Alla Cop29 sono 1.773 i lobbisti di gas e petrolio: fossero un Paese sarebbero la 4° delegazione più ampia
La Conferenza Onu sui cambiamenti climatici in corso a Baku, la capitale dell’Azerbaigian – col suo presidente a dichiarare sul palco della Cop29 che i combustibili fossili sono “un dono di Dio” –, vede delegazioni diplomatiche in arrivo da tutti i Paesi del mondo. Le più numerose vedono ovviamente al primo posto il Paese ospitante (2229 delegati), seguito dal Brasile (1914) e dalla Turchia (1862). Al quarto posto in classifica non c’è uno Stato, ma i lobbisti dei combustibili fossili con 1.773 delegati.
È quanto emerge da un rapporto appena pubblicato dalla campagna Kick Big Polluters Out, che sottolinea come i lobbisti dei combustibili fossili abbiano ricevuto più pass rispetto a tutti i delegati delle 10 nazioni più vulnerabili al clima messe insieme (1.033), evidenziando come la presenza dell'industria superi di gran lunga quella dei Paesi in prima linea nella crisi climatica.
Molti lobbisti hanno ottenuto accesso attraverso associazioni di categoria, otto delle dieci principali provenienti dal Nord del mondo. La più rappresentata è l'International emissions trading association, con 43 delegati, tra cui rappresentanti di grandi inquinatori come TotalEnergies e Glencore. Delegazioni di vari Paesi hanno incluso grandi aziende dei combustibili fossili: il Giappone ha portato Sumitomo, il Canada Suncor e Tourmaline, il Regno Unito 20 lobbisti, e l’Italia dipendenti di Eni ed Enel (quest’ultima però oltre a produrre energia fossile è nche il più grande operatore privato al mondo nel comparto delle energie rinnovabil).
«L’influenza dei lobbisti dei combustibili fossili nei negoziati climatici è come un serpente velenoso che stringe il futuro del nostro pianeta – commenta Nnimmo Bassey, membro di Kick Big Polluters Out – È ora di smascherare il loro inganno, rimuovere la loro influenza e costringerli a pagare per i danni inflitti al pianeta. È il momento di dare priorità alle voci di chi lotta per la giustizia e la sostenibilità, non agli interessi degli inquinatori».

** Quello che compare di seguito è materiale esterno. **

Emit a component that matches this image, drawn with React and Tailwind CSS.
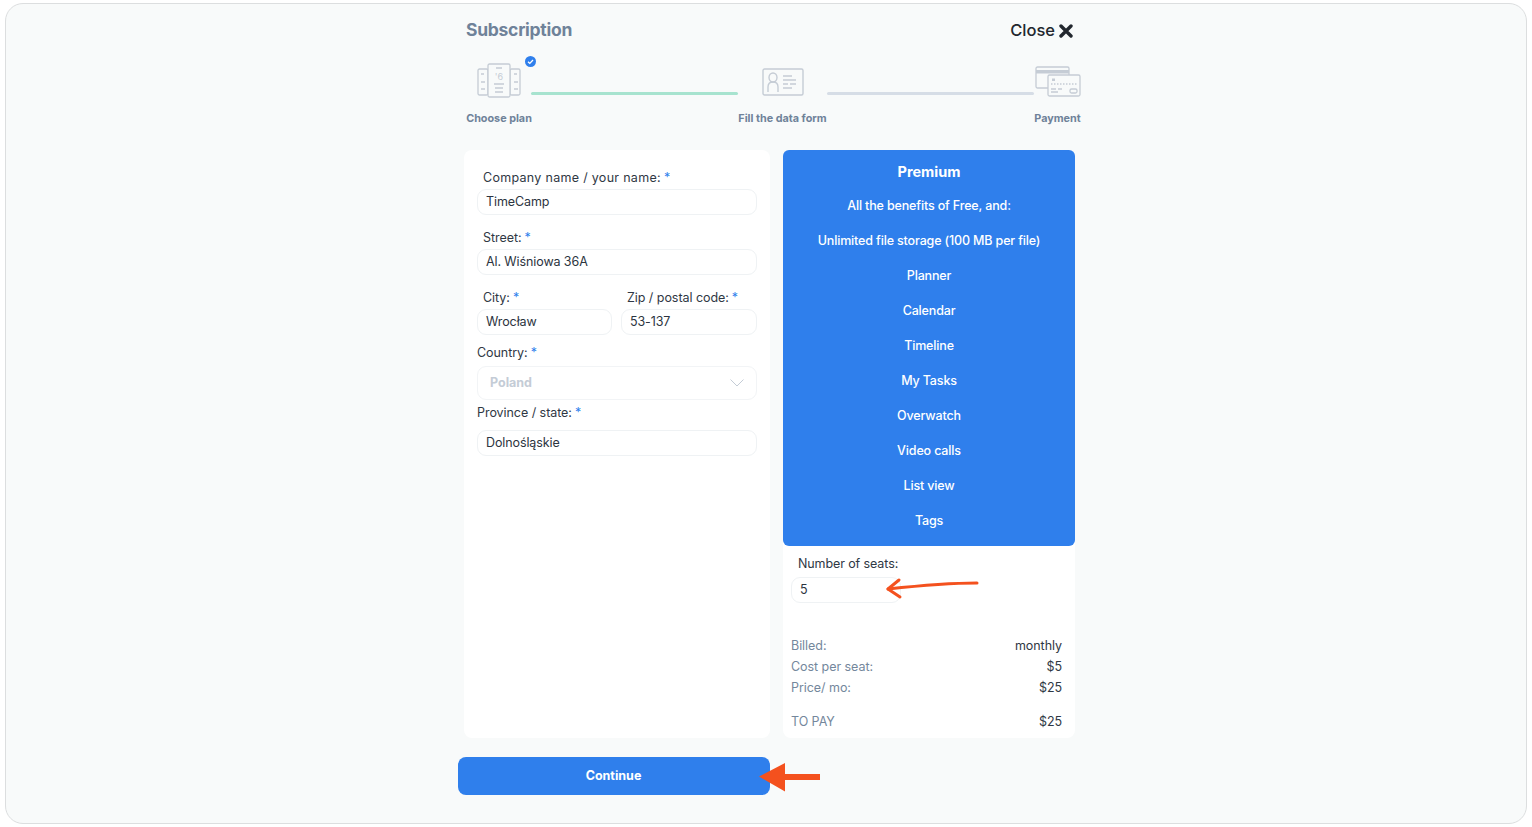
const FONT = "font-['Inter','Liberation_Sans',sans-serif]";

function Star() {
  return <span className="text-[#2f7fec] ml-[3px]">*</span>;
}

function Box({ children, className = "" }) {
  return (
    <div className={"h-[26px] rounded-[9px] border border-[#eff2f4] bg-white flex items-center pl-[8px] text-[12.5px] tracking-[-0.1px] text-[#2c3440] " + className}>
      {children}
    </div>
  );
}

function Label({ children, className = "", track = "tracking-[-0.05px]" }) {
  return (
    <div className={"h-[18px] leading-[18px] text-[12.5px] text-[#2f3844] whitespace-nowrap " + track + " " + className}>
      {children}
      <Star />
    </div>
  );
}

function PlanIcon() {
  return (
    <svg width="44" height="36" viewBox="0 0 44 36" fill="none" stroke="#c5ccd5" strokeWidth="1.3">
      <rect x="1" y="6" width="10" height="26" rx="1.5" />
      <rect x="33" y="6" width="10" height="26" rx="1.5" />
      <rect x="11" y="1" width="22" height="33" rx="1.5" fill="#f8fafa" />
      <path d="M19 5h6M17 21h10M18 25h8M18 29h8M4 11h3M4 19h4M4 26h4M37 11h3M37 19h4M37 26h4" />
      <text x="22" y="17" textAnchor="middle" fontSize="9" fill="#c5ccd5" stroke="none" fontFamily="Inter">'6</text>
    </svg>
  );
}

function IdIcon() {
  return (
    <svg width="42" height="28" viewBox="0 0 42 28" fill="none" stroke="#c5ccd5" strokeWidth="1.4">
      <rect x="1" y="1" width="40" height="26" rx="1.5" />
      <ellipse cx="11" cy="9.500" rx="4" ry="4.500" />
      <path d="M6 24v-5c0-3 2-5 5-5s5 2 5 5v5" />
      <path d="M21 8h9M21 12h13M21 16h5M28 16h6M21 20h9" />
    </svg>
  );
}

function CardIcon() {
  return (
    <svg width="46" height="32" viewBox="0 0 46 32" fill="none" stroke="#c5ccd5" strokeWidth="1.3">
      <rect x="1" y="1" width="33" height="21" rx="1.5" />
      <rect x="1" y="4" width="33" height="3.500" fill="#c5ccd5" stroke="none" />
      <rect x="13" y="9" width="32" height="21" rx="1.5" fill="#f8fafa" />
      <rect x="17" y="12.500" width="3" height="2.500" fill="#c5ccd5" stroke="none" />
      <path d="M16 18h26" strokeDasharray="1.500 1.500" />
      <path d="M16 23h5M23 23h4M16 26h7" />
      <rect x="35" y="23" width="7" height="4" rx="1.500" />
    </svg>
  );
}

function Step({ width, label, children }) {
  return (
    <div className={"flex flex-col items-center shrink-0 " + width}>
      <div className="h-[46px] flex items-end justify-center">{children}</div>
      <div className="mt-[10px] h-[16px] leading-[16px] text-[10.8px] font-bold text-[#6f8299] whitespace-nowrap">{label}</div>
    </div>
  );
}

const PLAN = [
  "All the benefits of Free, and:",
  "Unlimited file storage (100 MB per file)",
  "Planner",
  "Calendar",
  "Timeline",
  "My Tasks",
  "Overwatch",
  "Video calls",
  "List view",
  "Tags",
];

function SummaryRow({ label, value, className = "" }) {
  return (
    <div className={"flex justify-between h-[21px] leading-[21px] text-[12.5px] tracking-[-0.05px] " + className}>
      <span className="text-[#74879c]">{label}</span>
      <span className="text-[#2f3844]">{value}</span>
    </div>
  );
}

export default function App() {
  return (
    <div className={"w-[1532px] h-[827px] bg-white pt-[3px] pb-[3px] pl-[5px] pr-[5px] overflow-hidden " + FONT}>
      <div className="h-[821px] rounded-[18px] border border-[#dcdedf] bg-[#f8fafa] pl-[452px]">
        <div className="w-[623px]">
          {/* header */}
          <div className="flex items-center justify-between h-[21px] mt-[16px] pl-[8px] pr-[8px]">
            <div className="text-[17.5px] font-bold text-[#6f8299] tracking-[-0.27px]">Subscription</div>
            <div className="flex items-center gap-[4px] text-[16.5px] font-medium text-[#22272e]">
              Close
              <svg width="14" height="14" viewBox="0 0 14 14" fill="none" stroke="#22272e" strokeWidth="3.400" strokeLinecap="round">
                <path d="M2 2l10 10M12 2L2 12" />
              </svg>
            </div>
          </div>

          {/* stepper */}
          <div className="flex items-start mt-[14px] pl-[8px]">
            <Step width="w-[66px]" label="Choose plan">
              <div className="relative mb-[2px]">
                <PlanIcon />
                <svg className="absolute left-[48px] top-[-7px]" width="11" height="11" viewBox="0 0 11 11">
                  <circle cx="5.500" cy="5.500" r="5.500" fill="#2f7fec" />
                  <path d="M3 5.700l1.800 1.700L8 4" fill="none" stroke="#fff" strokeWidth="1.300" />
                </svg>
              </div>
            </Step>
            <div className="h-[3px] w-[207px] shrink-0 mt-[37px] -ml-px bg-[#a7e3cf] rounded-full" />
            <Step width="w-[89px]" label="Fill the data form">
              <div className="mb-[5px]"><IdIcon /></div>
            </Step>
            <div className="h-[3px] w-[207px] shrink-0 mt-[37px] bg-[#d6dde6] rounded-full" />
            <Step width="w-[47px]" label="Payment">
              <div className="mb-[3px]"><CardIcon /></div>
            </Step>
          </div>

          {/* cards */}
          <div className="flex items-start mt-[23px] pl-[6px]">
            <div className="w-[306px] h-[588px] rounded-[8px] bg-white pt-[19px] px-[13px]">
              <Label className="pl-[6px]" track="tracking-[0.3px]">Company name / your name:</Label>
              <Box className="mt-[2px]">TimeCamp</Box>
              <Label className="pl-[6px] mt-[14px]">Street:</Label>
              <Box className="mt-[2px]">Al. Wiśniowa 36A</Box>
              <div className="flex gap-[9px] mt-[14px]">
                <div className="w-[135px]">
                  <Label className="pl-[6px]">City:</Label>
                  <Box className="mt-[2px]">Wrocław</Box>
                </div>
                <div className="flex-1">
                  <Label className="pl-[6px]">Zip / postal code:</Label>
                  <Box className="mt-[2px]">53-137</Box>
                </div>
              </div>
              <Label className="mt-[9px]">Country:</Label>
              <div className="mt-[4px] h-[34px] rounded-[9px] border border-[#f2f4f6] flex items-center justify-between pl-[12px] pr-[12px] text-[12.5px] font-bold text-[#c4ccd6]">
                Poland
                <svg width="14" height="8" viewBox="0 0 14 8" fill="none" stroke="#c4ccd6" strokeWidth="1">
                  <path d="M0.500 0.500L7 7l6.500-6.500" />
                </svg>
              </div>
              <Label className="mt-[4px]">Province / state:</Label>
              <Box className="mt-[8px]">Dolnośląskie</Box>
            </div>

            <div className="w-[292px] h-[588px] ml-[13px] rounded-[8px] bg-white">
              <div className="h-[396px] rounded-[6px] bg-[#2f7fec] text-white flex flex-col items-center pt-[12px]">
                <div className="h-[20px] leading-[20px] text-[14.5px] font-bold">Premium</div>
                <div className="flex flex-col items-center gap-[17px] mt-[15px]">
                  {PLAN.map((t) => (
                    <div key={t} className="h-[18px] leading-[18px] text-[12.5px] font-medium tracking-[-0.15px] whitespace-nowrap">{t}</div>
                  ))}
                </div>
              </div>
              <div className="px-[8px] pt-[9px]">
                <div className="pl-[7px] h-[18px] leading-[18px] text-[12.5px] tracking-[-0.1px] text-[#2f3844]">Number of seats:</div>
                <div className="relative mt-[4px]">
                  <Box className="w-[110px]">5</Box>
                  <svg className="absolute left-[94px] top-[-5px]" width="94" height="30" viewBox="0 0 94 30" fill="none" stroke="#f4511e" strokeWidth="3" strokeLinecap="round" strokeLinejoin="round">
                    <path d="M92 11C70 11 40 13 3 17" />
                    <path d="M14 8L3 17l12 8" />
                  </svg>
                </div>
                <div className="mt-[32px] pr-[5px]">
                  <SummaryRow label="Billed:" value="monthly" />
                  <SummaryRow label="Cost per seat:" value="$5" />
                  <SummaryRow label="Price/ mo:" value="$25" />
                  <SummaryRow label="TO PAY" value="$25" className="mt-[13px]" />
                </div>
              </div>
            </div>
          </div>

          {/* continue */}
          <div className="relative w-[312px] mt-[19px]">
            <div className="h-[38px] rounded-[8px] bg-[#2f7fec] flex items-center justify-center pr-[1px] text-[12.5px] font-bold text-white">Continue</div>
            <svg className="absolute left-[300px] top-[5px]" width="64" height="30" viewBox="0 0 64 30" fill="#f4511e">
              <path d="M1 14.500L27 1v11h35v6H27v11.500z" />
            </svg>
          </div>
        </div>
      </div>
    </div>
  );
}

Guardando più in dettaglio al fronte italiano, per il nostro Paese il rappresentante più importante è Claudio Descalzi, in qualità di ad Eni, che quest’anno è accreditato come ospite della presidenza azera: una ristrettissima cerchia composta da soli 132 ospiti del governo dell’Azerbaigian. Non è un caso, ovviamente, ma un fatto legato alla stretta dipendenza fossile che lega i due Paesi: come testimonia un recentissimo studio elaborato dal think tank climatico Ecco, l’Azerbaigian esporta verso l’Italia il 57% del proprio petrolio, rappresentando quest’ultima il primo mercato di destinazione del petrolio azero. Al contempo, Baku esporta circa il 20% della sua produzione di gas in Italia. L’Azerbaigian è il secondo fornitore di gas dell’Italia dopo l’Algeria, rappresentando ad oggi circa il 16% dell’import totale di gas.